JF: They function as metaphor for fragility, instability and vulnerability that stem from the changes within their surrounding territory. By studying these locations, by analysing and pondering, I constructed a cartography that allows me to generate new ways to understand my subject matter. From this perspective, my research is an effort to investigate the environment and the man-made effects on the landscape. I view this territory as space for a common dialogue whilst concurrently as an area for confrontation. Only from such a strong conviction can one observe how a separate world functions. I believe that photography showcases the appearance of things yet it’s unable to translate them.
Biography
FUEMBUENA, JORGE (Zaragoza, 1979)
Fellow artist of La Casa de Velázquez (Acadèmie de France à Madrid), Jorge Fuembuena lives and works in Madrid and Nantes (France).
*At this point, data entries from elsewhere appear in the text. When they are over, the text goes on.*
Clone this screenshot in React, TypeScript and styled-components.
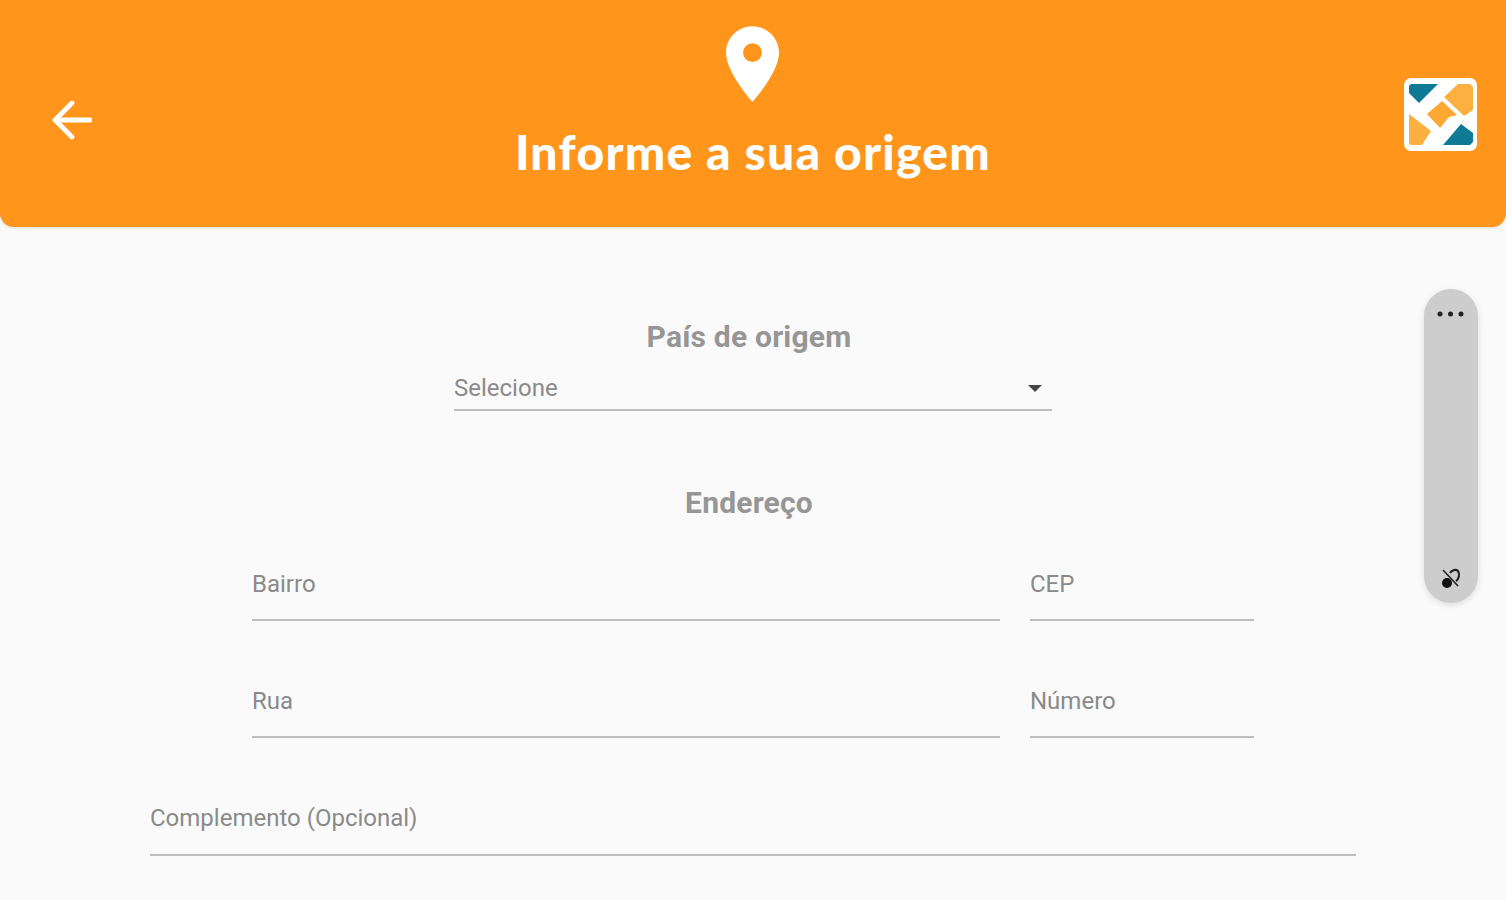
import React from "react";
import styled, { createGlobalStyle } from "styled-components";

const GlobalStyle = createGlobalStyle`
  html, body {
    margin: 0;
    padding: 0;
    height: 100%;
    overflow: hidden;
    background: #fafafa;
    font-family: Roboto, "Liberation Sans", sans-serif;
  }
`;

const App: React.FC = () => {
  return (
    <Page>
      <GlobalStyle />
      <Header>
        <BackButton aria-label="Voltar">
          <svg width="40" height="40" viewBox="0 0 40 40" fill="none" stroke="#fff" strokeWidth="4.8" strokeLinecap="round" strokeLinejoin="round">
            <path d="M3 20H38" />
            <path d="M20 3L3 20L20 37" />
          </svg>
        </BackButton>
        <HeaderCenter>
          <svg width="53" height="76" viewBox="5 2 14 20" fill="#fff">
            <path d="M12 2C8.13 2 5 5.13 5 9c0 5.25 7 13 7 13s7-7.75 7-13c0-3.87-3.13-7-7-7zm0 9.5a2.5 2.5 0 010-5 2.5 2.5 0 010 5z" />
          </svg>
          <Title>Informe a sua origem</Title>
        </HeaderCenter>
        <Logo viewBox="0 0 73 73">
          <rect width="73" height="73" rx="7" fill="#fff" />
          <path d="M7 6H34L15 25L5 15V8Z" fill="#0f7a96" />
          <path d="M57 46L69 55V64L66 67H39Z" fill="#0f7a96" />
          <path d="M5 36L27 53L18 67H7L5 65Z" fill="#fdb03f" />
          <path d="M54 6H66L69 9V32L60 38L40 19Z" fill="#fdb03f" />
          <path d="M23 36L38 23L53 37L45 39L36 50Z" fill="#fda833" />
        </Logo>
      </Header>

      <Form>
        <SectionTitle>País de origem</SectionTitle>
        <SelectField>
          <FieldLabel>Selecione</FieldLabel>
          <Caret />
        </SelectField>

        <AddressTitle>Endereço</AddressTitle>
        <FieldRow>
          <Field $grow><FieldLabel>Bairro</FieldLabel></Field>
          <Field><FieldLabel>CEP</FieldLabel></Field>
        </FieldRow>
        <FieldRow>
          <Field $grow><FieldLabel>Rua</FieldLabel></Field>
          <Field><FieldLabel>Número</FieldLabel></Field>
        </FieldRow>
        <WideField><FieldLabel>Complemento (Opcional)</FieldLabel></WideField>
      </Form>

      <SidePill>
        <svg width="28" height="6" viewBox="0 0 28 6" fill="#222">
          <circle cx="3" cy="3" r="2.5" />
          <circle cx="13.5" cy="3" r="2.5" />
          <circle cx="24" cy="3" r="2.5" />
        </svg>
        <svg width="20" height="22" viewBox="0 0 20 22" fill="none" stroke="#222" strokeWidth="2.2">
          <circle cx="6" cy="16" r="5" fill="#111" stroke="none" />
          <path d="M2 3L17 19" strokeWidth="1.6" />
          <path d="M9 6C11 3 15 2 17 4C19 7 18 12 15 14" />
        </svg>
      </SidePill>
    </Page>
  );
};

export default App;

const Page = styled.div`
  position: relative;
  width: 1506px;
  height: 900px;
  overflow: hidden;
  background: #fafafa;
`;

const Header = styled.header`
  display: grid;
  grid-template-columns: 1fr auto 1fr;
  box-sizing: border-box;
  height: 227px;
  padding: 26px 29px 0;
  background: #ff951b;
  border-radius: 0 0 14px 14px;
  box-shadow: 0 1px 3px rgba(0, 0, 0, 0.12);
`;

const BackButton = styled.button`
  justify-self: start;
  width: 40px;
  height: 40px;
  margin: 74px 0 0 23px;
  padding: 0;
  border: 0;
  background: none;
`;

const HeaderCenter = styled.div`
  display: flex;
  flex-direction: column;
  align-items: center;
  gap: 20px;
`;

const Title = styled.h1`
  margin: 0;
  color: #fff;
  font-family: Lato, "Liberation Sans", sans-serif;
  font-size: 48px;
  line-height: 60px;
  font-weight: 900;
  letter-spacing: 1.25px;
`;

const Logo = styled.svg`
  justify-self: end;
  width: 73px;
  height: 73px;
  margin-top: 52px;
`;

const Form = styled.main`
  display: flex;
  flex-direction: column;
  align-items: center;
  padding-top: 92px;
`;

const SectionTitle = styled.h2`
  margin: 0 8px 0 0;
  color: #969696;
  font-size: 30px;
  line-height: 36px;
  font-weight: 700;
  letter-spacing: 0.2px;
`;

const AddressTitle = styled(SectionTitle)`
  margin-top: 74px;
  margin-bottom: 47px;
`;

const FieldLabel = styled.span`
  color: #8a8a8a;
  font-size: 24px;
  line-height: 28px;
`;

const Field = styled.div<{ $grow?: boolean }>`
  box-sizing: border-box;
  display: flex;
  align-items: flex-end;
  flex: ${(p) => (p.$grow ? "1" : "0 0 224px")};
  height: 53px;
  padding-bottom: 21px;
  border-bottom: 2px solid #bdbdbd;
`;

const SelectField = styled(Field)`
  flex: none;
  justify-content: space-between;
  width: 598px;
  height: 53px;
  margin-top: 3px;
  padding-bottom: 7px;
`;

const Caret = styled.span`
  width: 0;
  height: 0;
  margin: 0 10px 10px 0;
  border-left: 7px solid transparent;
  border-right: 7px solid transparent;
  border-top: 7px solid #444;
`;

const FieldRow = styled.div`
  display: flex;
  gap: 30px;
  width: 1002px;
  margin-bottom: 64px;
`;

const WideField = styled(Field)`
  flex: none;
  width: 1206px;
  height: 54px;
  padding-bottom: 22px;
`;

const SidePill = styled.aside`
  position: absolute;
  top: 289px;
  left: 1424px;
  box-sizing: border-box;
  display: flex;
  flex-direction: column;
  align-items: center;
  justify-content: space-between;
  width: 54px;
  height: 314px;
  padding: 22px 0 14px;
  background: #cdcdcd;
  border-radius: 27px;
  box-shadow: 0 2px 6px rgba(0, 0, 0, 0.12);
`;
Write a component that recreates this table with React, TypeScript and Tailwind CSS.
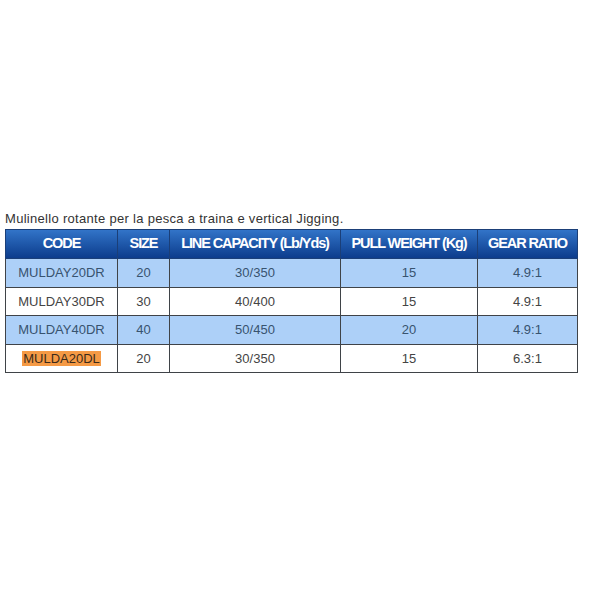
import React from "react";

const rows = [
  { code: "MULDAY20DR", size: "20", line: "30/350", pull: "15", gear: "4.9:1", blue: true },
  { code: "MULDAY30DR", size: "30", line: "40/400", pull: "15", gear: "4.9:1", blue: false },
  { code: "MULDAY40DR", size: "40", line: "50/450", pull: "20", gear: "4.9:1", blue: true },
  { code: "MULDA20DL", size: "20", line: "30/350", pull: "15", gear: "6.3:1", blue: false, mark: true },
];

const headers = ["CODE", "SIZE", "LINE CAPACITY (Lb/Yds)", "PULL WEIGHT (Kg)", "GEAR RATIO"];

const App = () => {
  return (
    <div className="w-[600px] h-[600px] bg-white pt-[211px] pl-[5px] font-['Liberation_Sans',Arial,sans-serif]">
      <p className="text-[13px] leading-[16px] text-[#333] tracking-[0.3px]">
        Mulinello rotante per la pesca a traina e vertical Jigging.
      </p>
      <table className="mt-[2px] w-[572px] border-collapse table-fixed">
        <colgroup>
          <col className="w-[112px]" />
          <col className="w-[52px]" />
          <col className="w-[171px]" />
          <col className="w-[137px]" />
          <col className="w-[100px]" />
        </colgroup>
        <thead>
          <tr className="h-[29px] bg-gradient-to-b from-[#3274c8] to-[#0b3a8a]">
            {headers.map(h => (
              <th
                key={h}
                className="border border-[#1b3f78] p-0 text-center text-white font-bold text-[14.5px] tracking-[-1.1px] whitespace-nowrap"
              >
                {h}
              </th>
            ))}
          </tr>
        </thead>
        <tbody>
          {rows.map(r => (
            <tr key={r.code} className={`h-[28.5px] ${r.blue ? "bg-[#add0f8] text-[#38536f]" : "bg-white text-[#444]"}`}>
              <td className="border border-[#3f4348] p-0 text-center text-[13px]">
                {r.mark ? <span className="bg-[#f59a45] text-[#3b2a1a] px-[1px]">{r.code}</span> : r.code}
              </td>
              <td className="border border-[#3f4348] p-0 text-center text-[13px]">{r.size}</td>
              <td className="border border-[#3f4348] p-0 text-center text-[13px]">{r.line}</td>
              <td className="border border-[#3f4348] p-0 text-center text-[13px]">{r.pull}</td>
              <td className="border border-[#3f4348] p-0 text-center text-[13px]">{r.gear}</td>
            </tr>
          ))}
        </tbody>
      </table>
    </div>
  );
};

export default App;
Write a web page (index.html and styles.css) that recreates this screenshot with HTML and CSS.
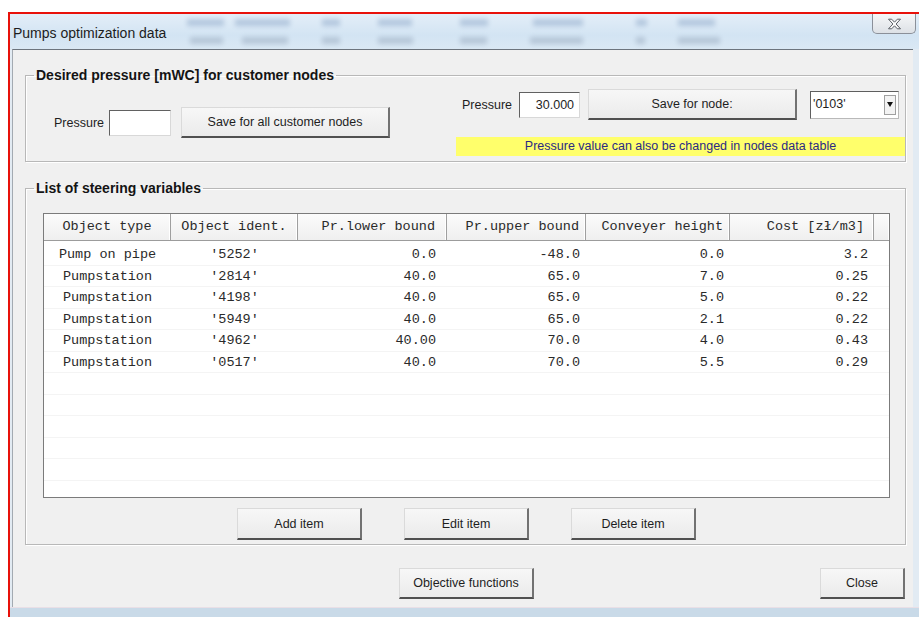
FILE: index.html
```html
<!DOCTYPE html>
<html lang="en">
<head>
<meta charset="utf-8">
<title>Pumps optimization data</title>
<link rel="stylesheet" href="styles.css">
</head>
<body>
<div class="desk">
  <div class="window">
    <div class="titlebar">
      <div class="ghosts"></div>
      <span class="title">Pumps optimization data</span>
      <button class="close-btn" type="button" aria-label="Close">
        <svg width="15" height="12" viewBox="0 0 15 12">
          <path d="M1.5 1.2h3.2l2.8 3 2.8-3h3.2l-4.4 4.8 4.4 4.8h-3.2l-2.8-3-2.8 3H1.5l4.4-4.8z" fill="#fbfbfb" stroke="#5b5f66" stroke-width="1" stroke-linejoin="round"/>
        </svg>
      </button>
    </div>

    <div class="client">
      <fieldset class="group">
        <legend>Desired pressure [mWC] for customer nodes</legend>
        <div class="pressure">
          <div class="all-nodes">
            <span class="lbl">Pressure</span>
            <div class="field field-all"></div>
            <button class="btn btn-all" type="button">Save for all customer nodes</button>
          </div>
          <div class="one-node">
            <div class="node-row">
              <span class="lbl lbl-node">Pressure</span>
              <div class="field field-node">30.000</div>
              <button class="btn btn-node" type="button">Save for node:</button>
              <div class="combo">
                <span class="combo-value">'0103'</span>
                <span class="combo-arrow"><span class="tri"></span></span>
              </div>
            </div>
            <div class="hint">Pressure value can also be changed in nodes data table</div>
          </div>
        </div>
      </fieldset>

      <fieldset class="group group-list">
        <legend>List of steering variables</legend>
        <div class="grid">
          <div class="grid-head">
            <div class="hc c-center">Object type</div>
            <div class="hc c-center">Object ident.</div>
            <div class="hc c-lower">Pr.lower bound</div>
            <div class="hc c-upper">Pr.upper bound</div>
            <div class="hc c-height">Conveyer height</div>
            <div class="hc c-cost-h">Cost [zł/m3]</div>
            <div class="hc hc-fill"></div>
          </div>
          <div class="grid-body">
            <div class="grid-row"><div class="c-center">Pump on pipe</div><div class="c-center">'5252'</div><div class="c-lower">0.0</div><div class="c-upper">-48.0</div><div class="c-height">0.0</div><div class="c-cost">3.2</div><div></div></div>
            <div class="grid-row"><div class="c-center">Pumpstation</div><div class="c-center">'2814'</div><div class="c-lower">40.0</div><div class="c-upper">65.0</div><div class="c-height">7.0</div><div class="c-cost">0.25</div><div></div></div>
            <div class="grid-row"><div class="c-center">Pumpstation</div><div class="c-center">'4198'</div><div class="c-lower">40.0</div><div class="c-upper">65.0</div><div class="c-height">5.0</div><div class="c-cost">0.22</div><div></div></div>
            <div class="grid-row"><div class="c-center">Pumpstation</div><div class="c-center">'5949'</div><div class="c-lower">40.0</div><div class="c-upper">65.0</div><div class="c-height">2.1</div><div class="c-cost">0.22</div><div></div></div>
            <div class="grid-row"><div class="c-center">Pumpstation</div><div class="c-center">'4962'</div><div class="c-lower">40.00</div><div class="c-upper">70.0</div><div class="c-height">4.0</div><div class="c-cost">0.43</div><div></div></div>
            <div class="grid-row"><div class="c-center">Pumpstation</div><div class="c-center">'0517'</div><div class="c-lower">40.0</div><div class="c-upper">70.0</div><div class="c-height">5.5</div><div class="c-cost">0.29</div><div></div></div>
            <div class="grid-row"></div>
            <div class="grid-row"></div>
            <div class="grid-row"></div>
            <div class="grid-row"></div>
            <div class="grid-row"></div>
            <div class="grid-row"></div>
          </div>
        </div>
        <div class="item-buttons">
          <button class="btn btn-item" type="button">Add item</button>
          <button class="btn btn-item" type="button">Edit item</button>
          <button class="btn btn-item" type="button">Delete item</button>
        </div>
      </fieldset>

      <div class="footer">
        <button class="btn btn-objective" type="button">Objective functions</button>
        <button class="btn btn-close" type="button">Close</button>
      </div>
    </div>

    <div class="frame-bottom"></div>
  </div>
</div>
</body>
</html>
```

FILE: styles.css
```css
html, body {
  margin: 0;
  background: #ffffff;
}

body {
  font-family: "Liberation Sans", Arial, sans-serif;
  color: #1e1e1e;
}

.desk {
  box-sizing: border-box;
  height: 617px;
  padding: 12px 0 0 8px;
  overflow: hidden;
}

/* dialog window with its highlighted outline */
.window {
  height: 603px;
  display: flex;
  flex-direction: column;
  border-top: 2px solid #e8110a;
  border-left: 2px solid #e8110a;
  background: #e2ebf3;
}

/* glass title bar with the blurred desktop behind it */
.titlebar {
  position: relative;
  flex: none;
  height: 35px;
  display: flex;
  justify-content: space-between;
  align-items: flex-start;
  background: linear-gradient(#e3eef8, #d3e4f3 60%, #dae8f4);
  overflow: hidden;
}

.ghosts {
  position: absolute;
  inset: 0;
  filter: blur(2.4px);
  opacity: 0.32;
  background-repeat: no-repeat;
  background-image:
    linear-gradient(#5f80ad, #5f80ad), linear-gradient(#5f80ad, #5f80ad),
    linear-gradient(#5f80ad, #5f80ad), linear-gradient(#5f80ad, #5f80ad),
    linear-gradient(#5f80ad, #5f80ad), linear-gradient(#5f80ad, #5f80ad),
    linear-gradient(#5f80ad, #5f80ad), linear-gradient(#5f80ad, #5f80ad),
    linear-gradient(#74879f, #74879f), linear-gradient(#74879f, #74879f),
    linear-gradient(#74879f, #74879f), linear-gradient(#74879f, #74879f),
    linear-gradient(#74879f, #74879f), linear-gradient(#74879f, #74879f),
    linear-gradient(#74879f, #74879f), linear-gradient(#74879f, #74879f);
  background-size:
    37px 7px, 55px 7px, 18px 7px, 34px 7px, 28px 7px, 50px 7px, 11px 7px, 37px 7px,
    33px 7px, 46px 7px, 18px 7px, 35px 7px, 27px 7px, 53px 7px, 9px 7px, 42px 7px;
  background-position:
    177px 5px, 225px 5px, 312px 5px, 368px 5px, 450px 5px, 523px 5px, 626px 5px, 668px 5px,
    180px 23px, 232px 23px, 312px 23px, 368px 23px, 450px 23px, 520px 23px, 626px 23px, 668px 23px;
}

.title {
  position: relative;
  padding: 11px 0 0 3px;
  font-size: 14px;
  line-height: 16px;
  color: #1c1c1c;
}

.close-btn {
  position: relative;
  box-sizing: border-box;
  width: 44px;
  height: 20px;
  margin-right: 3px;
  padding: 0;
  display: flex;
  align-items: center;
  justify-content: center;
  border: 1px solid #8b9099;
  border-top: 0;
  border-radius: 0 0 5px 5px;
  background: linear-gradient(#f6f7f8, #dde1e6);
}

/* client area of the dialog */
.client {
  flex: none;
  height: 557px;
  margin: 0 6px 0 2px;
  display: flex;
  flex-direction: column;
  border-top: 1px solid #6c747d;
  border-left: 1px solid #a3aab1;
  background: #f0f0f0;
}

.frame-bottom {
  flex: 1;
  border-top: 1px solid #e9dfe6;
  background: #c9dae8;
}

/* group boxes */
.group {
  margin: 17px 7px 0 12px;
  padding: 0;
  min-width: 0;
  border: 1px solid #b8b8b8;
  box-shadow: inset 1px 1px 0 #ffffff, 1px 1px 0 #ffffff;
}

.group legend {
  margin-left: 8px;
  padding: 0 2px;
  font-size: 14px;
  font-weight: bold;
  line-height: 16px;
  color: #141414;
}

.group-list {
  margin-top: 18px;
}

.pressure {
  height: 78px;
  display: flex;
  align-items: flex-start;
}

.all-nodes {
  display: flex;
  align-items: center;
  margin: 24px 0 0 28px;
}

.lbl {
  font-size: 12.5px;
  line-height: 16px;
}

.field {
  box-sizing: border-box;
  height: 26px;
  padding-right: 5px;
  border: 1px solid;
  border-color: #616161 #d8d8d8 #d8d8d8 #616161;
  background: #ffffff;
  font-size: 12.5px;
  line-height: 24px;
  text-align: right;
  color: #1e1e1e;
}

.field-all {
  width: 62px;
  margin-left: 5px;
}

.btn {
  box-sizing: border-box;
  height: 31px;
  padding: 0;
  border-style: solid;
  border-width: 1px 2px 2px 1px;
  border-color: #dadada #727272 #505050 #dadada;
  background: linear-gradient(#f7f7f7, #ebebeb);
  font-family: "Liberation Sans", Arial, sans-serif;
  font-size: 12.5px;
  color: #1e1e1e;
}

.btn-all {
  width: 209px;
  margin-left: 10px;
}

.one-node {
  width: 449px;
  margin: 6px 0 0 auto;
}

.node-row {
  height: 31px;
  display: flex;
  align-items: center;
}

.lbl-node {
  margin-left: 6px;
}

.field-node {
  width: 61px;
  margin-left: 7px;
}

.btn-node {
  width: 209px;
  margin-left: 8px;
}

.combo {
  box-sizing: border-box;
  width: 89px;
  height: 28px;
  margin-left: 13px;
  display: flex;
  border: 1px solid;
  border-color: #5e5e5e #b9b9b9 #b9b9b9 #5e5e5e;
  background: #ffffff;
}

.combo-value {
  flex: 1;
  padding-left: 2px;
  font-size: 12.5px;
  line-height: 25px;
}

.combo-arrow {
  box-sizing: border-box;
  width: 12px;
  margin: 3px 2px 3px 0;
  display: flex;
  align-items: center;
  justify-content: center;
  border: 1px solid #a0a0a0;
  background: #f3f3f3;
}

.tri {
  width: 0;
  height: 0;
  border-left: 3.5px solid transparent;
  border-right: 3.5px solid transparent;
  border-top: 5px solid #111111;
}

.hint {
  height: 19px;
  margin-top: 17px;
  background: #ffff6b;
  font-size: 12.5px;
  line-height: 19px;
  text-align: center;
  color: #2a2a84;
}

/* steering variables table */
.grid {
  box-sizing: border-box;
  width: 847px;
  height: 285px;
  margin: 17px 0 0 17px;
  border: 1px solid #7b7b7b;
  background: #ffffff;
  overflow: hidden;
  font-family: "Liberation Mono", "Courier New", monospace;
  font-size: 13.5px;
  color: #2a2a2a;
}

.grid-head,
.grid-row {
  display: grid;
  grid-template-columns: 127px 127px 149px 139px 144px 144px 1fr;
}

.grid-head {
  box-sizing: border-box;
  height: 27px;
  border-bottom: 1px solid #9c9c9c;
  background: linear-gradient(#fcfcfc, #efefef);
}

.hc {
  border-right: 1px solid #9f9f9f;
  box-shadow: inset -1px 0 0 #ffffff;
  line-height: 26px;
  white-space: nowrap;
  overflow: hidden;
}

.hc-fill {
  border-right: 0;
}

.grid-body {
  padding-top: 3px;
}

.grid-row {
  box-sizing: border-box;
  height: 21.5px;
  border-bottom: 1px solid #f4f4f4;
  line-height: 21px;
  white-space: nowrap;
}

.c-center {
  text-align: center;
}

.c-lower {
  text-align: right;
  padding-right: 11px;
}

.c-upper {
  text-align: right;
  padding-right: 6px;
}

.c-height {
  text-align: right;
  padding-right: 6px;
}

.c-cost-h {
  text-align: right;
  padding-right: 9px;
}

.c-cost {
  text-align: right;
  padding-right: 6px;
}

.item-buttons {
  display: flex;
  gap: 42px;
  margin: 10px 0 4px 211px;
}

.btn-item {
  width: 125px;
  height: 32px;
}

/* bottom row of the dialog */
.footer {
  display: flex;
  margin-top: 23px;
}

.btn-objective {
  width: 135px;
  margin-left: 386px;
}

.btn-close {
  width: 85px;
  margin: 0 8px 0 auto;
}
```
He is one of the authors selected for the exhibition Contexto Crítico, Spanish Photography of the XXI century, curated by Museology in Tabacalera (Madrid). He is also included in the book The A-Z of Spanish Photographers (La Fábrica, 2014). In 2014, in New York, he participated in the exhibition NEW SPANISH PHOTOGRAPHY -Visions beyond borders, held in the main hall of King Juan Carlos I Center of the New York University. He has participated in the prestigious international program Plat(t)form 2013, curated by the Fotomuseum Winterthur (Switzerland) and his work has been showcased at EEU (Pulse Art, Miami beach 2014), in México D.F (CCEMEX. Fotoseptiembre 2011), in Brazil (Festival Internacional de Fotografía Paraty Em Foco. 2013), in Madrid (Festival Internacional de fotografía y Artes Visuales Photoespaña. 2013), in Portugal ( Festival Encontros Da Imagem. 2012 ), in China (Austro Sino Arts Program, 2012), in France (Galerie RDV, 2014) and the UK (Getty Gallery, 2014).
Jorge Fuembuena is currently represented by The New Gallery (Madrid), Addaya Art Contemporani (Mallorca), La Carboneria (Huesca), Carolina Rojo art Gallery (Zaragoza), Confluences Gallery (Nantes, France), Jeanmichel Jagot (Chalon-sur-Saône, France), MataderoMadrid and Plainpicture Agency based in New York, Paris, London and Hamburg.